• [EXERCISE TASK] Pick out the lines below that contain the string "components" and copy them all.

• [STORED DATA]
####

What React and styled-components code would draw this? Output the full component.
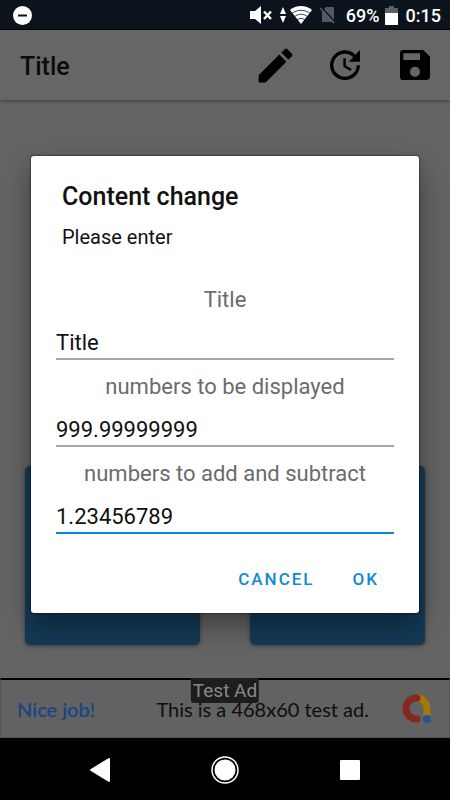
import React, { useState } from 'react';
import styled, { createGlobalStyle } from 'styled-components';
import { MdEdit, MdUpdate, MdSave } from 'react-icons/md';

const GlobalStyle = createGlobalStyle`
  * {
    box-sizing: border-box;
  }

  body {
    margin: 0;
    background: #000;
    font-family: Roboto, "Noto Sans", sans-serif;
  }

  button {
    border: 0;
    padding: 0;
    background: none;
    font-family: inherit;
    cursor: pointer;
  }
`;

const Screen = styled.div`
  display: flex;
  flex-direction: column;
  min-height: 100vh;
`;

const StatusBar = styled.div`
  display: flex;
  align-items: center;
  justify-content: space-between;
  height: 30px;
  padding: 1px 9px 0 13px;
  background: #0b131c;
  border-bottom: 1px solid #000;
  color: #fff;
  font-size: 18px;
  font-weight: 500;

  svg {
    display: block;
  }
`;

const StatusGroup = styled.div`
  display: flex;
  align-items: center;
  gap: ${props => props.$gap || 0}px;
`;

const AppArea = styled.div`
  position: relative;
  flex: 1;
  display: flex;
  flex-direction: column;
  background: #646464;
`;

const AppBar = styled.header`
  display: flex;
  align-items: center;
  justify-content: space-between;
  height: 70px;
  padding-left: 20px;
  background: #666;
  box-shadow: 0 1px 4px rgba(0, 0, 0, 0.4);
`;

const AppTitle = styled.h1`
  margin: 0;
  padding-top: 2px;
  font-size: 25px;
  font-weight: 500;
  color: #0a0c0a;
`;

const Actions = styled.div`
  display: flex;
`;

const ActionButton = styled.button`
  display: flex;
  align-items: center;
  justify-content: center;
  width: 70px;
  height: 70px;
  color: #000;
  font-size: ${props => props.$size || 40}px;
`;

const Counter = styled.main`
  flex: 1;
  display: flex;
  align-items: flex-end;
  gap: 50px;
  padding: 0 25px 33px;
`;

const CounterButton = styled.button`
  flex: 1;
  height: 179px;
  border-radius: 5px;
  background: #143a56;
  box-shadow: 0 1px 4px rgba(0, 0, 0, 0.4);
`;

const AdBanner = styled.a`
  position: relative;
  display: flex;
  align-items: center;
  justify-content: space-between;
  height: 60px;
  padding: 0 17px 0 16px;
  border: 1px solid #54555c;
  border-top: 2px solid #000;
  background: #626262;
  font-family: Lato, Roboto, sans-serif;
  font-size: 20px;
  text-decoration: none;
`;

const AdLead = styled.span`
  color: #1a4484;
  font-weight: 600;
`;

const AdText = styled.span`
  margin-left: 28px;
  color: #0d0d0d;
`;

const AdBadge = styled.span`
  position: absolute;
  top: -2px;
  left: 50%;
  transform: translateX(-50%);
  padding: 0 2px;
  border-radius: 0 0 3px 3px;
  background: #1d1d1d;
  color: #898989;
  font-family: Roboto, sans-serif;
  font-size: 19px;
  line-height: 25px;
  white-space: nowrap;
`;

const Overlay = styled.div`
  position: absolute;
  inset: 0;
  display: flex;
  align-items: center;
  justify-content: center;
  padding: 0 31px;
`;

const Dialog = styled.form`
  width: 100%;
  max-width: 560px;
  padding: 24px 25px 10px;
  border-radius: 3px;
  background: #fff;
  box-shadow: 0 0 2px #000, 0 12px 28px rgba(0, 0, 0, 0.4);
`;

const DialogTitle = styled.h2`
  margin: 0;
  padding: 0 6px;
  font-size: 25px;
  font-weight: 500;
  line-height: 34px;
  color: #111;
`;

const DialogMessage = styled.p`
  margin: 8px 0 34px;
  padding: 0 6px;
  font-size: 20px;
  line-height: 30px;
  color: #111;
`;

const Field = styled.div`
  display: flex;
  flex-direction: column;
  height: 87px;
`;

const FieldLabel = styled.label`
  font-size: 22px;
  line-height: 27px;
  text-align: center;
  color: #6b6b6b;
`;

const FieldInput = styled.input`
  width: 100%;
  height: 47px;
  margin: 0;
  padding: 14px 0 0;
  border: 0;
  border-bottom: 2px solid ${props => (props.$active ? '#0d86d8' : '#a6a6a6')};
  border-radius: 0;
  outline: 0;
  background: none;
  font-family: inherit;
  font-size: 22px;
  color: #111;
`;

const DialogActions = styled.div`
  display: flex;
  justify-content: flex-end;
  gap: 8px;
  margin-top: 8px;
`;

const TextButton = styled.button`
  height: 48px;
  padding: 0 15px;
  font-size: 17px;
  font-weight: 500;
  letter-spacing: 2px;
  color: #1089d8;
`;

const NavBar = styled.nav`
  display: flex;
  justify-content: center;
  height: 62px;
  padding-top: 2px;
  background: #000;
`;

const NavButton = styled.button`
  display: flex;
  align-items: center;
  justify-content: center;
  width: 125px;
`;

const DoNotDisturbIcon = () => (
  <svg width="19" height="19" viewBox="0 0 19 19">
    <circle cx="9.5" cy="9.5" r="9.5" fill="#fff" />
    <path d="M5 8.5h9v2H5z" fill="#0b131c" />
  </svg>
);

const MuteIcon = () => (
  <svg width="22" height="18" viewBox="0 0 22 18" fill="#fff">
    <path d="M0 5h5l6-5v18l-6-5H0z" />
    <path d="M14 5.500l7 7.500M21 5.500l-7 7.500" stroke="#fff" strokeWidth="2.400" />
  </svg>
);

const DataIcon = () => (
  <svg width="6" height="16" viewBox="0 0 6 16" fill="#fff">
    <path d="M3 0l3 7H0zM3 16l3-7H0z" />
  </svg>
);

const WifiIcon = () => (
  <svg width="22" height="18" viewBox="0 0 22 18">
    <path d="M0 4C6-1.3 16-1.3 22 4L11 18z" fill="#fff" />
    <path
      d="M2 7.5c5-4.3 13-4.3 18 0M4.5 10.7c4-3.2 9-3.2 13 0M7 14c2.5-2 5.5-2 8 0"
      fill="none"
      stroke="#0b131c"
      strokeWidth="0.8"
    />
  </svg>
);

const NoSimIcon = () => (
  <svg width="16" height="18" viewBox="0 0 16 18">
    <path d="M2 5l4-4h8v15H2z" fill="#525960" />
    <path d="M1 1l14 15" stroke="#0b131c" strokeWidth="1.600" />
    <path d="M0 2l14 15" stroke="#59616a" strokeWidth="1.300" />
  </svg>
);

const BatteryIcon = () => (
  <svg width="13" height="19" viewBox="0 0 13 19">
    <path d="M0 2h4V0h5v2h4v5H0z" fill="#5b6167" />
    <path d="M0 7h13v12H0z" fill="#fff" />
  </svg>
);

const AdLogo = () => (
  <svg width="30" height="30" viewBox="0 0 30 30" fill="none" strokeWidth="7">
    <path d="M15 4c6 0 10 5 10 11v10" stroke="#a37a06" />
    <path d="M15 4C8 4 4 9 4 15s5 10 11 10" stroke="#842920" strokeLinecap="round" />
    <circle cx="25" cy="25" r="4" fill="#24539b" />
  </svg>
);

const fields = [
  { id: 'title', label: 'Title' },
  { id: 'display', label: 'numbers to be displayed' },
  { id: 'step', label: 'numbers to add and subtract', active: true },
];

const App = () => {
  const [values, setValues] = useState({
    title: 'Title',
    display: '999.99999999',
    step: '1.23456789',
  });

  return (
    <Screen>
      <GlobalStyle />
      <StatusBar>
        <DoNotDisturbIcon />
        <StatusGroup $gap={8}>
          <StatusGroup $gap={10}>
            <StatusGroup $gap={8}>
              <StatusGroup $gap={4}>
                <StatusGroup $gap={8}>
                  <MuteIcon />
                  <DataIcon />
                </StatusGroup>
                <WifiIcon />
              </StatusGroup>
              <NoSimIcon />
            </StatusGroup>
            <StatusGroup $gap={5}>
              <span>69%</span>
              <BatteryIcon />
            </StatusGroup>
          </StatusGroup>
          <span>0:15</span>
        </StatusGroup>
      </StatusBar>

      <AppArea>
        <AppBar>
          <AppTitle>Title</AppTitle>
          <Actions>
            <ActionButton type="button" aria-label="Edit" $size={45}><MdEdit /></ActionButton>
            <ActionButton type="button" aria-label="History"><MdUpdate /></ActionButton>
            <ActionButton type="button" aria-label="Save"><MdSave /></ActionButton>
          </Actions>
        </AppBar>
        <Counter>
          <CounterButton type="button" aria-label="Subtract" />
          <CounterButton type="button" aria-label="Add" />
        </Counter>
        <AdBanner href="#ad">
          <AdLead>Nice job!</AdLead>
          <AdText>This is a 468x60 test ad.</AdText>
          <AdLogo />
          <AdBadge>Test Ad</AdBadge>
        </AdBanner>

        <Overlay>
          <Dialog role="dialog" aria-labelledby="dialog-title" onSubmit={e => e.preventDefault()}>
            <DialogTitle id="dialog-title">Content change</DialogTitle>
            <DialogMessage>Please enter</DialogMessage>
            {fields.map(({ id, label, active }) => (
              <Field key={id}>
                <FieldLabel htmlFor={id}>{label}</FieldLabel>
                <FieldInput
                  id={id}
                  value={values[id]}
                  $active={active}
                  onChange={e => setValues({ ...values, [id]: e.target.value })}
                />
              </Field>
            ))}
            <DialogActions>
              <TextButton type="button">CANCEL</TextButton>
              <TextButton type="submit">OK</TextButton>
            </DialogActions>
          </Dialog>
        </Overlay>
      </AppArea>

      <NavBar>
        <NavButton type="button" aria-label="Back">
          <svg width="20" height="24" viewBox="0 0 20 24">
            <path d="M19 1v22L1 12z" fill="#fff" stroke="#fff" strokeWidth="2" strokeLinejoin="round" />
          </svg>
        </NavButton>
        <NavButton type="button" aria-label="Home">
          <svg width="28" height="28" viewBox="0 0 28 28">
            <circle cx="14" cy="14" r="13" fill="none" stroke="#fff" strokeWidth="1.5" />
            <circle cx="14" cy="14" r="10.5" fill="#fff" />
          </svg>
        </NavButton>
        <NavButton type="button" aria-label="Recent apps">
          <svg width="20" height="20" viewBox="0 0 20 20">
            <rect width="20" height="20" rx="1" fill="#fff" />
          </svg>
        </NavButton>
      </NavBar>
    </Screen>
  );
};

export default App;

####

• [TASK RESPONSE]
What React and styled-components code would draw this? Output the full component.
import styled, { createGlobalStyle } from 'styled-components';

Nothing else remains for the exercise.